● **Stated exercise**: Copy each line with the word "this" in it.
─── Material supplied
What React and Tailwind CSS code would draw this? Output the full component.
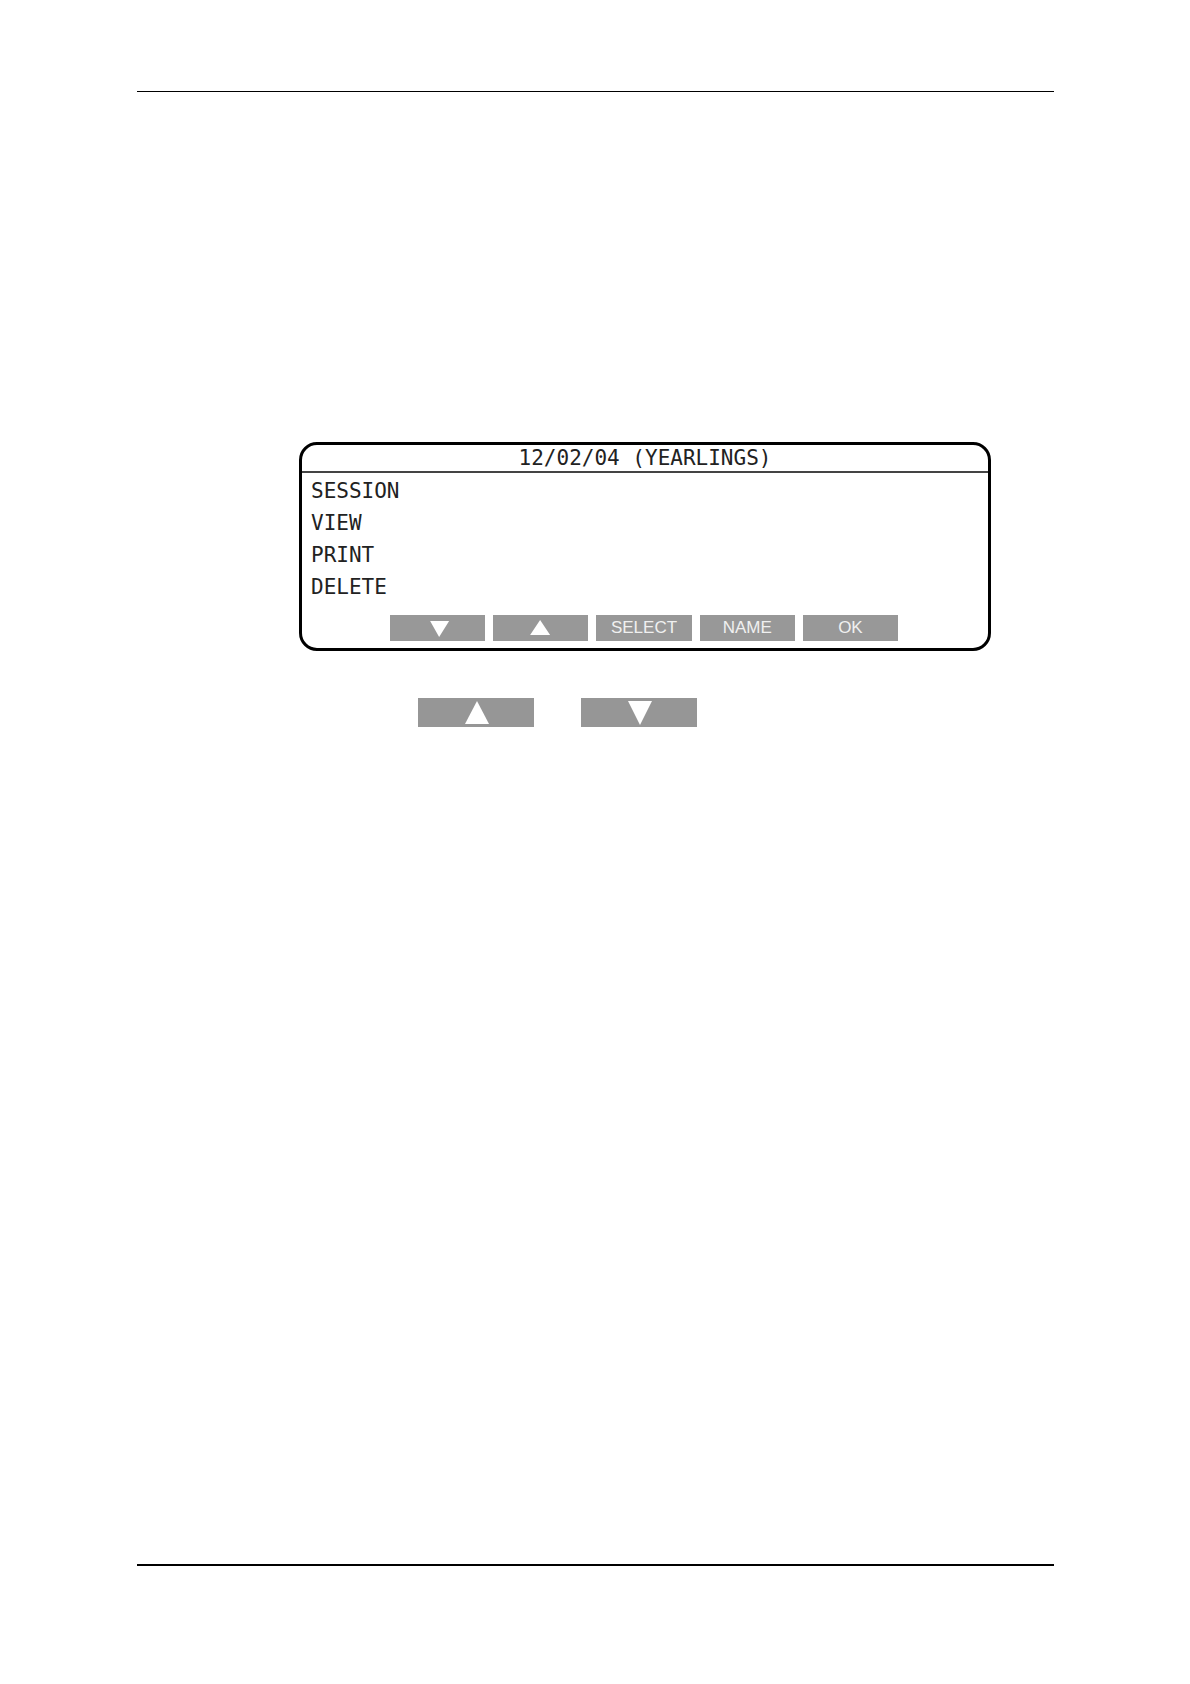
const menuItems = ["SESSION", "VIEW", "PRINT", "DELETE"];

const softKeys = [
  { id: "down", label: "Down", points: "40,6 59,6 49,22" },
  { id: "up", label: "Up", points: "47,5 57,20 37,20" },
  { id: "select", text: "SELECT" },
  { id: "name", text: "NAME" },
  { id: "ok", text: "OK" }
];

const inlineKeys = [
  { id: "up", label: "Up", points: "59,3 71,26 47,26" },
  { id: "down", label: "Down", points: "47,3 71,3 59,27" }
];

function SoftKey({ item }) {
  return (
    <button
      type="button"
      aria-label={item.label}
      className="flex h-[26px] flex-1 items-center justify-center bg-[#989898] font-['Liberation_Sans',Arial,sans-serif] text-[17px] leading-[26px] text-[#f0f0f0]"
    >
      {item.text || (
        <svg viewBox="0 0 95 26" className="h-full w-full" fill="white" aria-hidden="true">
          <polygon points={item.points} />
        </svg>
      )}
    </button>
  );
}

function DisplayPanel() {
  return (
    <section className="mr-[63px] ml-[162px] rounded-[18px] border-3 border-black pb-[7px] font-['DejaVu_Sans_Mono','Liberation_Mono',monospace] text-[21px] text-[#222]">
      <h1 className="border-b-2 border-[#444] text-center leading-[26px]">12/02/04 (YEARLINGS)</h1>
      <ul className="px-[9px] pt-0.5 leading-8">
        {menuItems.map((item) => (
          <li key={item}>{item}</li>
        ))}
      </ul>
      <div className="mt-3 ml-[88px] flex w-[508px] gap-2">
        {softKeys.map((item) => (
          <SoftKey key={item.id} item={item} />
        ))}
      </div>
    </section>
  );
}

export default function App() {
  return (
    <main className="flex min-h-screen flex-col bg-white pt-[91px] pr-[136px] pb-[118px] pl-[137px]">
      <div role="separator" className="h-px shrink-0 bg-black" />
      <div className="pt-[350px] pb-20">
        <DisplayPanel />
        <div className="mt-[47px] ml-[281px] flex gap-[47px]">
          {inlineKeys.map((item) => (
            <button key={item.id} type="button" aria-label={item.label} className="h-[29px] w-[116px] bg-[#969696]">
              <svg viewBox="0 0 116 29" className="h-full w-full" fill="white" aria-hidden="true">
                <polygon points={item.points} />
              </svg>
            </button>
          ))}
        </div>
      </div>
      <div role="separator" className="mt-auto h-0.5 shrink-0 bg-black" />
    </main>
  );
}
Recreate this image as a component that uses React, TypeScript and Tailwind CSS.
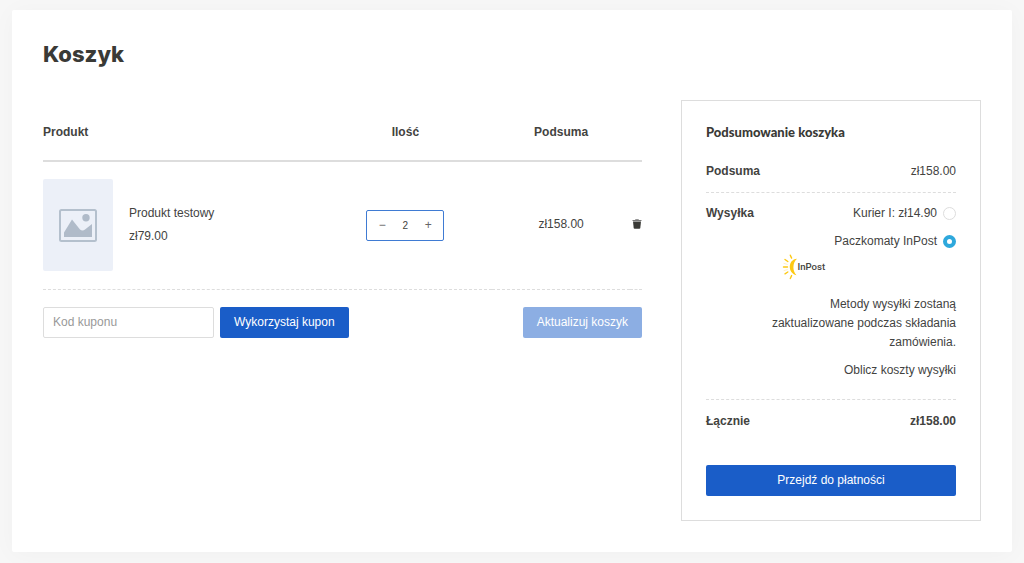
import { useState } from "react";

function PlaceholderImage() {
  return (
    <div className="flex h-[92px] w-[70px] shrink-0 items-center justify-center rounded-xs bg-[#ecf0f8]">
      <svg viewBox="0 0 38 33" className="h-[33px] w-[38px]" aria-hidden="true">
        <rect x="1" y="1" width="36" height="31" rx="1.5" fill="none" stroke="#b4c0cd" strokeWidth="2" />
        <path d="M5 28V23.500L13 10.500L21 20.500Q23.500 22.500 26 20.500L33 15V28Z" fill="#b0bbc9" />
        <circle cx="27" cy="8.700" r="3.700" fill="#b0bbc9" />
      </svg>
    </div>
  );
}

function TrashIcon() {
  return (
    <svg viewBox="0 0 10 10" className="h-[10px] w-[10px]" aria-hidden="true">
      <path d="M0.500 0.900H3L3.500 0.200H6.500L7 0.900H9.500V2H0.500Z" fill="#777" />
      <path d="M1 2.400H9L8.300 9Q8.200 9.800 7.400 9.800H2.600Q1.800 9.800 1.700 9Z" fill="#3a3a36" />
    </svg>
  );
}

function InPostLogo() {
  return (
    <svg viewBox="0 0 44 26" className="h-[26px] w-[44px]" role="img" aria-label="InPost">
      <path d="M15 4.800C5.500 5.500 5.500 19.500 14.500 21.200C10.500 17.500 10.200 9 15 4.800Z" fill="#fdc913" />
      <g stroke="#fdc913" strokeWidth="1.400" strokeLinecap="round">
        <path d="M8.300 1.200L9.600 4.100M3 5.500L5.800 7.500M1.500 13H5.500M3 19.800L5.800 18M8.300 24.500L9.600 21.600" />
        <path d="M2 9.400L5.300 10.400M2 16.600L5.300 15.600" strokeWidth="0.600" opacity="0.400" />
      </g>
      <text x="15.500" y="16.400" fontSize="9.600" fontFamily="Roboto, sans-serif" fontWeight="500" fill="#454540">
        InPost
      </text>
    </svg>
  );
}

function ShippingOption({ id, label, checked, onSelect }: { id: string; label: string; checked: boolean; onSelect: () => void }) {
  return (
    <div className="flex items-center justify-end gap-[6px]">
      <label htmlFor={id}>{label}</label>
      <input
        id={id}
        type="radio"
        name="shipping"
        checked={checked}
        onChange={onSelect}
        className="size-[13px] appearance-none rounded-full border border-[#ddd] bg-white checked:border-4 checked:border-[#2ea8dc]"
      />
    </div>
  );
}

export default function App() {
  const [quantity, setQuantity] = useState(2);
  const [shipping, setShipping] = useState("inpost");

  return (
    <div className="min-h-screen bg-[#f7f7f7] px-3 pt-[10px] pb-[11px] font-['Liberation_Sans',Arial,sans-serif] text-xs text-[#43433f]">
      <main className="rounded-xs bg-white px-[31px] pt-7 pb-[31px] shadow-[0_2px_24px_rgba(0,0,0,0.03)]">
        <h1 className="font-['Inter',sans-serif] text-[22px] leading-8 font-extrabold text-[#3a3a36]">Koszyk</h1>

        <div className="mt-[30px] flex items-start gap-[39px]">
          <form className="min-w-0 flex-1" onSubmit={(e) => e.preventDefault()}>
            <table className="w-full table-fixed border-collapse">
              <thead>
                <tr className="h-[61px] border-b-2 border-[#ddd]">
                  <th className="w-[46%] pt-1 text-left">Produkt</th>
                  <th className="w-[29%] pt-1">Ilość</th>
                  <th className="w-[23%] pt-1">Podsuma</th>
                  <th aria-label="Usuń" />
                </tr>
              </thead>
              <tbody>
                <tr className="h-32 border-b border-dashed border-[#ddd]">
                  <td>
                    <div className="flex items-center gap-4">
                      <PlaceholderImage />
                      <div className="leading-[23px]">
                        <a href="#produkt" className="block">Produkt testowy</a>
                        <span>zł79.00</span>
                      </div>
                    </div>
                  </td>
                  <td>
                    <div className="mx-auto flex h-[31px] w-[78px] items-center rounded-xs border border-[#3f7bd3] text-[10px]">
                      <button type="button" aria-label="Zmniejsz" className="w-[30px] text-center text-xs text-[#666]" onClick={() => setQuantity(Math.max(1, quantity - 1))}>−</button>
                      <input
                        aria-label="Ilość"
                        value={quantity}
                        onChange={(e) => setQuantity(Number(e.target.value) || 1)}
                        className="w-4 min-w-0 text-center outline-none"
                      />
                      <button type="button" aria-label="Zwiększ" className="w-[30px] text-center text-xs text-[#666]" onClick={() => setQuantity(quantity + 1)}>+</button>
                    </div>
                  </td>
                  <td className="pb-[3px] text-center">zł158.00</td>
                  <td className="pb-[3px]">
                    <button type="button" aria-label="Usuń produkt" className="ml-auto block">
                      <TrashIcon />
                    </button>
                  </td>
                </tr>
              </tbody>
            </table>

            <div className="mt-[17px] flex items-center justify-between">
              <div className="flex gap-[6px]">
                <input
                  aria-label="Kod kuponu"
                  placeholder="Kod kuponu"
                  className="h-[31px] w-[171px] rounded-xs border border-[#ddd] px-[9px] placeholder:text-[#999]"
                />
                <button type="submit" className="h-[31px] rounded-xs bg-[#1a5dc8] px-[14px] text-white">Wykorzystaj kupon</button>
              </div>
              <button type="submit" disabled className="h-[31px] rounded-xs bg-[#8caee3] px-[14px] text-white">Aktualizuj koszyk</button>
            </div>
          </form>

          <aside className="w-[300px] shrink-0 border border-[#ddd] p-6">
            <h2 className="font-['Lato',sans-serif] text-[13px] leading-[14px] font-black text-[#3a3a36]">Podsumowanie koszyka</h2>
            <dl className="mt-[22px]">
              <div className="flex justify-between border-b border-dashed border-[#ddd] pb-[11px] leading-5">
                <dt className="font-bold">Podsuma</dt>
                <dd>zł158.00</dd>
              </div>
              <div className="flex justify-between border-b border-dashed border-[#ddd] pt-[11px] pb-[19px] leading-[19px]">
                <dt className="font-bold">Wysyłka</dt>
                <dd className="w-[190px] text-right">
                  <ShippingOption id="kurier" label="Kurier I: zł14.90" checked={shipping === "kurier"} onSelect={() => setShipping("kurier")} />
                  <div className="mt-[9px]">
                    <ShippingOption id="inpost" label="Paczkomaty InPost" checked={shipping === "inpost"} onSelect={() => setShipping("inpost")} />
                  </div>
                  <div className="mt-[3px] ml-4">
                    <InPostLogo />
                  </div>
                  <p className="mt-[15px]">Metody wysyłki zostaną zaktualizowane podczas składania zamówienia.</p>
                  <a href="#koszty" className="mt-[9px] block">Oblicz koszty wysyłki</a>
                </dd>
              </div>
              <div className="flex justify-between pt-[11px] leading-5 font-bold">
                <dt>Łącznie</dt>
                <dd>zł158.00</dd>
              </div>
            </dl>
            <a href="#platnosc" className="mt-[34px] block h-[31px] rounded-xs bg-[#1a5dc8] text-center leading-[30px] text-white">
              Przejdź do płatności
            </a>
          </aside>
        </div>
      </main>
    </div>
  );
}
──────
● **Written reply**:
What React and Tailwind CSS code would draw this? Output the full component.
Recreate this image as a component that uses React, TypeScript and Tailwind CSS.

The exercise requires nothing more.